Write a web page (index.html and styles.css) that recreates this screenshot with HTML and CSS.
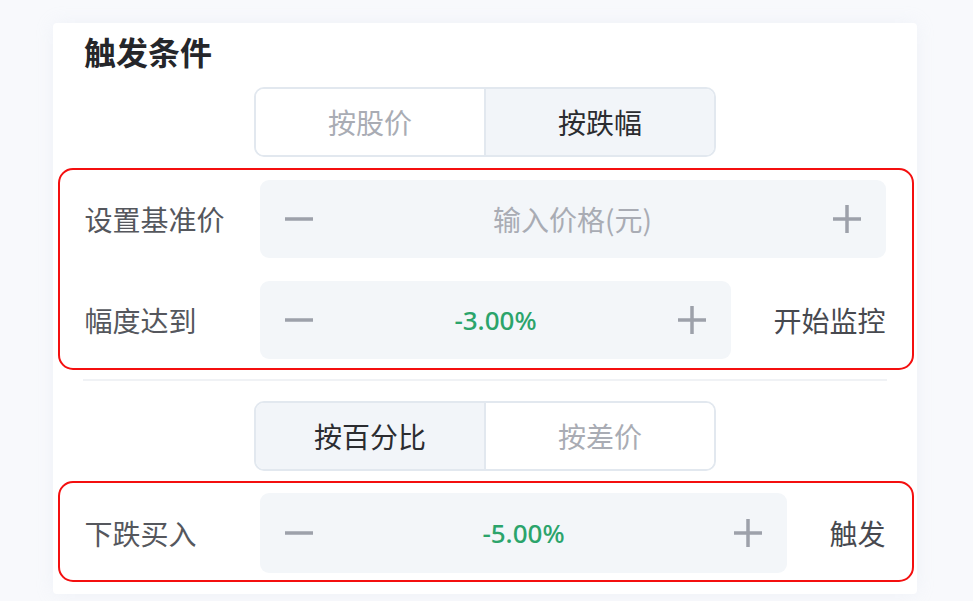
FILE: index.html
```html
<!DOCTYPE html>
<html lang="zh-CN">
<head>
<meta charset="utf-8">
<link rel="stylesheet" href="styles.css">
</head>
<body>
<div class="card">
  <h2 class="title">触发条件</h2>
  <div class="seg">
    <div class="seg-item">按股价</div>
    <div class="seg-item active">按跌幅</div>
  </div>
  <div class="box box1">
    <div class="row">
      <div class="label">设置基准价</div>
      <div class="stepper">
        <svg class="ico" viewBox="0 0 28 28"><path d="M0 14H28"/></svg>
        <span class="val placeholder">输入价格(元)</span>
        <svg class="ico" viewBox="0 0 28 28"><path d="M0 14H28M14 0V28"/></svg>
      </div>
    </div>
    <div class="row">
      <div class="label">幅度达到</div>
      <div class="stepper">
        <svg class="ico" viewBox="0 0 28 28"><path d="M0 14H28"/></svg>
        <span class="val green">-3.00%</span>
        <svg class="ico" viewBox="0 0 28 28"><path d="M0 14H28M14 0V28"/></svg>
      </div>
      <div class="suffix">开始监控</div>
    </div>
  </div>
  <div class="divider"></div>
  <div class="seg seg2">
    <div class="seg-item active">按百分比</div>
    <div class="seg-item">按差价</div>
  </div>
  <div class="box box2">
    <div class="row">
      <div class="label">下跌买入</div>
      <div class="stepper tall">
        <svg class="ico" viewBox="0 0 28 28"><path d="M0 14H28"/></svg>
        <span class="val green">-5.00%</span>
        <svg class="ico" viewBox="0 0 28 28"><path d="M0 14H28M14 0V28"/></svg>
      </div>
      <div class="suffix">触发</div>
    </div>
  </div>
</div>
</body>
</html>
```
FILE: styles.css
```css
* { box-sizing: border-box; }
html, body { margin: 0; padding: 0; }
body {
  background: #f8f9fc;
  font-family: "Noto Sans CJK SC", "Noto Sans", sans-serif;
  width: 973px;
  height: 601px;
  overflow: hidden;
  padding-top: 23px;
}
.card {
  margin-left: 53px;
  width: 864px;
  background: #ffffff;
  padding: 0 3px 12px 5px;
  box-shadow: 0 0 18px rgba(200, 210, 230, 0.18);
  border-radius: 4px;
}
.title {
  margin: 0;
  padding-left: 26px;
  font-size: 32px;
  font-weight: 700;
  line-height: 56px;
  color: #25262a;
}
.seg {
  display: flex;
  width: 462px;
  height: 70px;
  margin: 8px auto 0;
  border: 2px solid #e2e8ef;
  border-radius: 10px;
  overflow: hidden;
  position: relative;
  left: -1px;
}
.seg-item {
  flex: 1;
  display: flex;
  align-items: center;
  justify-content: center;
  font-size: 28px;
  color: #a9acb4;
  background: #ffffff;
}
.seg-item + .seg-item { border-left: 2px solid #e2e8ef; }
.seg-item.active {
  background: #f2f5f9;
  color: #2b2c30;
}
.box {
  border: 2.5px solid #f40f0f;
  border-radius: 15px;
  padding: 9.5px 26.5px 9.5px 24.5px;
}
.box1 {
  margin-top: 11px;
  display: flex;
  flex-direction: column;
  gap: 23px;
}
.box2 {
  margin-top: 10px;
  padding-bottom: 7px;
}
.row {
  display: flex;
  align-items: center;
}
.label {
  width: 175px;
  flex: none;
  font-size: 28px;
  color: #55575d;
}
.stepper {
  flex: 1;
  height: 78px;
  background: #f3f6f9;
  border-radius: 9px;
  display: flex;
  align-items: center;
  padding: 0 25px;
}
.stepper.tall { height: 80px; }
.ico {
  width: 28px;
  height: 28px;
  flex: none;
  stroke: #9da1aa;
  stroke-width: 3.5;
  fill: none;
}
.val {
  flex: 1;
  text-align: center;
}
.placeholder {
  color: #a9acb4;
  font-size: 28px;
}
.green {
  color: #2ba46b;
  font-family: "Noto Sans", "Noto Sans CJK SC", sans-serif;
  font-size: 26px;
  font-weight: 500;
}
.suffix {
  flex: none;
  margin-left: 42px;
  font-size: 28px;
  color: #47494f;
}
.divider {
  height: 2px;
  background: #f0f2f5;
  margin: 9px 27px 0 25px;
}
.seg2 { margin-top: 20px; }
```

....

GIVEN PROBLEM:
Output the data above without changes, apart from leaving out the pictures.

EXERCISE ANSWER:
Write a web page (index.html and styles.css) that recreates this screenshot with HTML and CSS.
FILE: index.html
```html
<!DOCTYPE html>
<html lang="zh-CN">
<head>
<meta charset="utf-8">
<link rel="stylesheet" href="styles.css">
</head>
<body>
<div class="card">
  <h2 class="title">触发条件</h2>
  <div class="seg">
    <div class="seg-item">按股价</div>
    <div class="seg-item active">按跌幅</div>
  </div>
  <div class="box box1">
    <div class="row">
      <div class="label">设置基准价</div>
      <div class="stepper">
        <svg class="ico" viewBox="0 0 28 28"><path d="M0 14H28"/></svg>
        <span class="val placeholder">输入价格(元)</span>
        <svg class="ico" viewBox="0 0 28 28"><path d="M0 14H28M14 0V28"/></svg>
      </div>
    </div>
    <div class="row">
      <div class="label">幅度达到</div>
      <div class="stepper">
        <svg class="ico" viewBox="0 0 28 28"><path d="M0 14H28"/></svg>
        <span class="val green">-3.00%</span>
        <svg class="ico" viewBox="0 0 28 28"><path d="M0 14H28M14 0V28"/></svg>
      </div>
      <div class="suffix">开始监控</div>
    </div>
  </div>
  <div class="divider"></div>
  <div class="seg seg2">
    <div class="seg-item active">按百分比</div>
    <div class="seg-item">按差价</div>
  </div>
  <div class="box box2">
    <div class="row">
      <div class="label">下跌买入</div>
      <div class="stepper tall">
        <svg class="ico" viewBox="0 0 28 28"><path d="M0 14H28"/></svg>
        <span class="val green">-5.00%</span>
        <svg class="ico" viewBox="0 0 28 28"><path d="M0 14H28M14 0V28"/></svg>
      </div>
      <div class="suffix">触发</div>
    </div>
  </div>
</div>
</body>
</html>
```
FILE: styles.css
```css
* { box-sizing: border-box; }
html, body { margin: 0; padding: 0; }
body {
  background: #f8f9fc;
  font-family: "Noto Sans CJK SC", "Noto Sans", sans-serif;
  width: 973px;
  height: 601px;
  overflow: hidden;
  padding-top: 23px;
}
.card {
  margin-left: 53px;
  width: 864px;
  background: #ffffff;
  padding: 0 3px 12px 5px;
  box-shadow: 0 0 18px rgba(200, 210, 230, 0.18);
  border-radius: 4px;
}
.title {
  margin: 0;
  padding-left: 26px;
  font-size: 32px;
  font-weight: 700;
  line-height: 56px;
  color: #25262a;
}
.seg {
  display: flex;
  width: 462px;
  height: 70px;
  margin: 8px auto 0;
  border: 2px solid #e2e8ef;
  border-radius: 10px;
  overflow: hidden;
  position: relative;
  left: -1px;
}
.seg-item {
  flex: 1;
  display: flex;
  align-items: center;
  justify-content: center;
  font-size: 28px;
  color: #a9acb4;
  background: #ffffff;
}
.seg-item + .seg-item { border-left: 2px solid #e2e8ef; }
.seg-item.active {
  background: #f2f5f9;
  color: #2b2c30;
}
.box {
  border: 2.5px solid #f40f0f;
  border-radius: 15px;
  padding: 9.5px 26.5px 9.5px 24.5px;
}
.box1 {
  margin-top: 11px;
  display: flex;
  flex-direction: column;
  gap: 23px;
}
.box2 {
  margin-top: 10px;
  padding-bottom: 7px;
}
.row {
  display: flex;
  align-items: center;
}
.label {
  width: 175px;
  flex: none;
  font-size: 28px;
  color: #55575d;
}
.stepper {
  flex: 1;
  height: 78px;
  background: #f3f6f9;
  border-radius: 9px;
  display: flex;
  align-items: center;
  padding: 0 25px;
}
.stepper.tall { height: 80px; }
.ico {
  width: 28px;
  height: 28px;
  flex: none;
  stroke: #9da1aa;
  stroke-width: 3.5;
  fill: none;
}
.val {
  flex: 1;
  text-align: center;
}
.placeholder {
  color: #a9acb4;
  font-size: 28px;
}
.green {
  color: #2ba46b;
  font-family: "Noto Sans", "Noto Sans CJK SC", sans-serif;
  font-size: 26px;
  font-weight: 500;
}
.suffix {
  flex: none;
  margin-left: 42px;
  font-size: 28px;
  color: #47494f;
}
.divider {
  height: 2px;
  background: #f0f2f5;
  margin: 9px 27px 0 25px;
}
.seg2 { margin-top: 20px; }
```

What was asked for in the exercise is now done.